**Given request:** Each entry must be given again exactly; images do not belong in the copy.

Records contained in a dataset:
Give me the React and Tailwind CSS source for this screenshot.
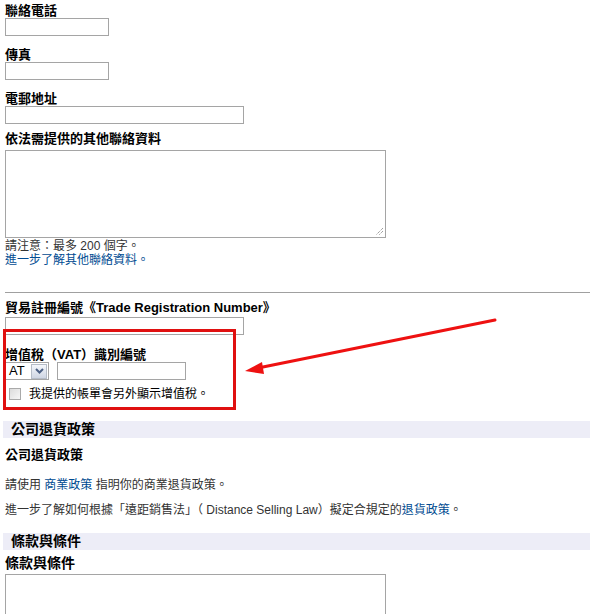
import React from "react";

const font = "font-['Liberation_Sans','Noto_Sans_CJK_TC',sans-serif]";

const Label = ({ children, className = "" }) => (
  <div className={`text-[13px] leading-[14px] font-bold text-black ${className}`}>{children}</div>
);

const Input = ({ className = "" }) => (
  <div className={`h-[18px] border border-[#a5a5a5] bg-white ${className}`} />
);

const SectionHeader = ({ children, className = "" }) => (
  <div className={`-ml-[2px] h-[17px] bg-[#ededf7] pl-[8px] text-[14px] leading-[17px] font-bold text-black ${className}`}>
    {children}
  </div>
);

export default function App() {
  return (
    <div className={`relative w-[590px] h-[614px] overflow-hidden bg-white pl-[5px] pt-[4px] ${font}`}>
      {/* contact fields */}
      <Label>聯絡電話</Label>
      <Input className="w-[104px]" />

      <Label className="mt-[12px]">傳真</Label>
      <Input className="w-[104px]" />

      <Label className="mt-[12px]">電郵地址</Label>
      <Input className="w-[239px]" />

      <Label className="mt-[8px]">依法需提供的其他聯絡資料</Label>
      <div className="relative mt-[4px] h-[88px] w-[381px] border border-[#a5a5a5] bg-white">
        <svg className="absolute right-[1px] bottom-[1px]" width="10" height="10" viewBox="0 0 10 10">
          <path d="M9 2 L2 9 M9 5 L5 9" stroke="#777" strokeWidth="1" strokeDasharray="1 1" />
        </svg>
      </div>
      <div className="mt-[1px] text-[12px] leading-[14px] text-[#333]">請注意：最多 200 個字。</div>
      <div className="text-[12px] leading-[14px] text-[#004b91]">進一步了解其他聯絡資料。</div>

      <div className="mt-[25px] h-px bg-[#a0a0a0]" />

      {/* trade registration */}
      <Label className="mt-[8px]">貿易註冊編號《Trade Registration Number》</Label>
      <Input className="mt-[2px] h-[17px] w-[239px]" />

      <Label className="mt-[13px]">增值稅（VAT）識別編號</Label>
      <div className="flex items-center gap-[8px]">
        <div className="flex h-[18px] w-[44px] items-center justify-between border border-[#a5a5a5] bg-white pl-[3px] pr-[1px]">
          <span className="text-[13px] leading-[16px] text-black">AT</span>
          <div className="flex h-[15px] w-[16px] items-center justify-center border border-[#b5bcc7] bg-gradient-to-b from-[#f4f6fb] to-[#cfd6e3]">
            <svg width="9" height="6" viewBox="0 0 9 6">
              <path d="M1 1 L4.5 4.5 L8 1" fill="none" stroke="#4d6185" strokeWidth="2" />
            </svg>
          </div>
        </div>
        <Input className="w-[129px]" />
      </div>
      <div className="mt-[7px] flex items-center gap-[8px] pl-[4px]">
        <div className="h-[12px] w-[12px] border border-[#a9a9a9] bg-gradient-to-br from-[#dcdcdc] to-[#f7f7f7]" />
        <span className="text-[12px] leading-[14px] text-black">我提供的帳單會另外顯示增值稅。</span>
      </div>

      {/* return policy */}
      <SectionHeader className="mt-[20px]">公司退貨政策</SectionHeader>
      <Label className="mt-[10px]">公司退貨政策</Label>
      <div className="mt-[16px] text-[12px] leading-[14px] text-[#333]">
        請使用 <span className="text-[#004b91]">商業政策</span> 指明你的商業退貨政策。
      </div>
      <div className="mt-[11px] text-[12px] leading-[14px] text-[#333]">
        進一步了解如何根據「遠距銷售法」（ Distance Selling Law）擬定合規定的<span className="text-[#004b91]">退貨政策</span>。
      </div>

      {/* terms */}
      <SectionHeader className="mt-[16px]">條款與條件</SectionHeader>
      <Label className="mt-[6px] text-[14px] leading-[15px]">條款與條件</Label>
      <div className="mt-[3px] h-[88px] w-[381px] border border-[#a5a5a5] bg-white" />

      {/* annotation overlay */}
      <div className="pointer-events-none absolute left-[3px] top-[329px] h-[81px] w-[233px] border-[3px] border-[#e01010]" />
      <svg className="pointer-events-none absolute left-0 top-0" width="590" height="614" viewBox="0 0 590 614">
        <line x1="495" y1="320" x2="258" y2="368" stroke="#ee1111" strokeWidth="3" strokeLinecap="round" />
        <path d="M245 371 L262 362 L264 374 Z" fill="#ee1111" />
      </svg>
    </div>
  );
}
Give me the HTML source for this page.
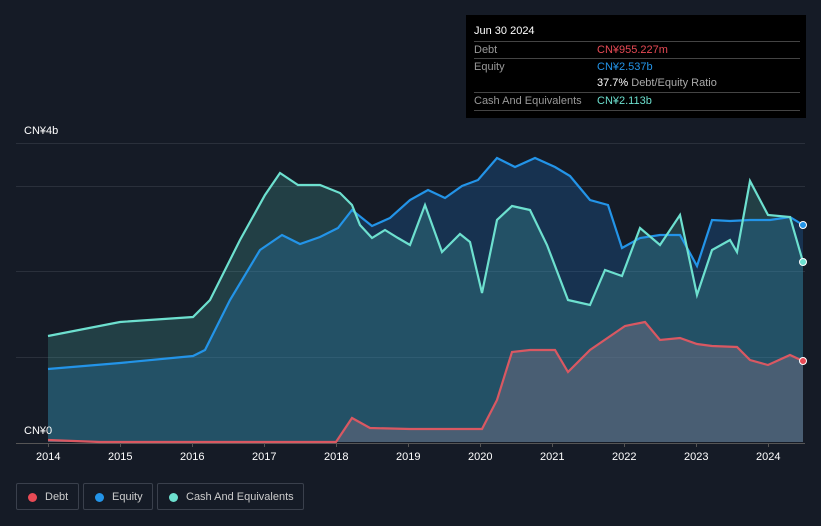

**Exercise answer:**
Give me the React and Tailwind CSS source for this screenshot.
import React from "react";

const font = "font-['Liberation_Sans','Noto_Sans_CJK_TC',sans-serif]";

const Label = ({ children, className = "" }) => (
  <div className={`text-[13px] leading-[14px] font-bold text-black ${className}`}>{children}</div>
);

const Input = ({ className = "" }) => (
  <div className={`h-[18px] border border-[#a5a5a5] bg-white ${className}`} />
);

const SectionHeader = ({ children, className = "" }) => (
  <div className={`-ml-[2px] h-[17px] bg-[#ededf7] pl-[8px] text-[14px] leading-[17px] font-bold text-black ${className}`}>
    {children}
  </div>
);

export default function App() {
  return (
    <div className={`relative w-[590px] h-[614px] overflow-hidden bg-white pl-[5px] pt-[4px] ${font}`}>
      {/* contact fields */}
      <Label>聯絡電話</Label>
      <Input className="w-[104px]" />

      <Label className="mt-[12px]">傳真</Label>
      <Input className="w-[104px]" />

      <Label className="mt-[12px]">電郵地址</Label>
      <Input className="w-[239px]" />

      <Label className="mt-[8px]">依法需提供的其他聯絡資料</Label>
      <div className="relative mt-[4px] h-[88px] w-[381px] border border-[#a5a5a5] bg-white">
        <svg className="absolute right-[1px] bottom-[1px]" width="10" height="10" viewBox="0 0 10 10">
          <path d="M9 2 L2 9 M9 5 L5 9" stroke="#777" strokeWidth="1" strokeDasharray="1 1" />
        </svg>
      </div>
      <div className="mt-[1px] text-[12px] leading-[14px] text-[#333]">請注意：最多 200 個字。</div>
      <div className="text-[12px] leading-[14px] text-[#004b91]">進一步了解其他聯絡資料。</div>

      <div className="mt-[25px] h-px bg-[#a0a0a0]" />

      {/* trade registration */}
      <Label className="mt-[8px]">貿易註冊編號《Trade Registration Number》</Label>
      <Input className="mt-[2px] h-[17px] w-[239px]" />

      <Label className="mt-[13px]">增值稅（VAT）識別編號</Label>
      <div className="flex items-center gap-[8px]">
        <div className="flex h-[18px] w-[44px] items-center justify-between border border-[#a5a5a5] bg-white pl-[3px] pr-[1px]">
          <span className="text-[13px] leading-[16px] text-black">AT</span>
          <div className="flex h-[15px] w-[16px] items-center justify-center border border-[#b5bcc7] bg-gradient-to-b from-[#f4f6fb] to-[#cfd6e3]">
            <svg width="9" height="6" viewBox="0 0 9 6">
              <path d="M1 1 L4.5 4.5 L8 1" fill="none" stroke="#4d6185" strokeWidth="2" />
            </svg>
          </div>
        </div>
        <Input className="w-[129px]" />
      </div>
      <div className="mt-[7px] flex items-center gap-[8px] pl-[4px]">
        <div className="h-[12px] w-[12px] border border-[#a9a9a9] bg-gradient-to-br from-[#dcdcdc] to-[#f7f7f7]" />
        <span className="text-[12px] leading-[14px] text-black">我提供的帳單會另外顯示增值稅。</span>
      </div>

      {/* return policy */}
      <SectionHeader className="mt-[20px]">公司退貨政策</SectionHeader>
      <Label className="mt-[10px]">公司退貨政策</Label>
      <div className="mt-[16px] text-[12px] leading-[14px] text-[#333]">
        請使用 <span className="text-[#004b91]">商業政策</span> 指明你的商業退貨政策。
      </div>
      <div className="mt-[11px] text-[12px] leading-[14px] text-[#333]">
        進一步了解如何根據「遠距銷售法」（ Distance Selling Law）擬定合規定的<span className="text-[#004b91]">退貨政策</span>。
      </div>

      {/* terms */}
      <SectionHeader className="mt-[16px]">條款與條件</SectionHeader>
      <Label className="mt-[6px] text-[14px] leading-[15px]">條款與條件</Label>
      <div className="mt-[3px] h-[88px] w-[381px] border border-[#a5a5a5] bg-white" />

      {/* annotation overlay */}
      <div className="pointer-events-none absolute left-[3px] top-[329px] h-[81px] w-[233px] border-[3px] border-[#e01010]" />
      <svg className="pointer-events-none absolute left-0 top-0" width="590" height="614" viewBox="0 0 590 614">
        <line x1="495" y1="320" x2="258" y2="368" stroke="#ee1111" strokeWidth="3" strokeLinecap="round" />
        <path d="M245 371 L262 362 L264 374 Z" fill="#ee1111" />
      </svg>
    </div>
  );
}
Give me the HTML source for this page.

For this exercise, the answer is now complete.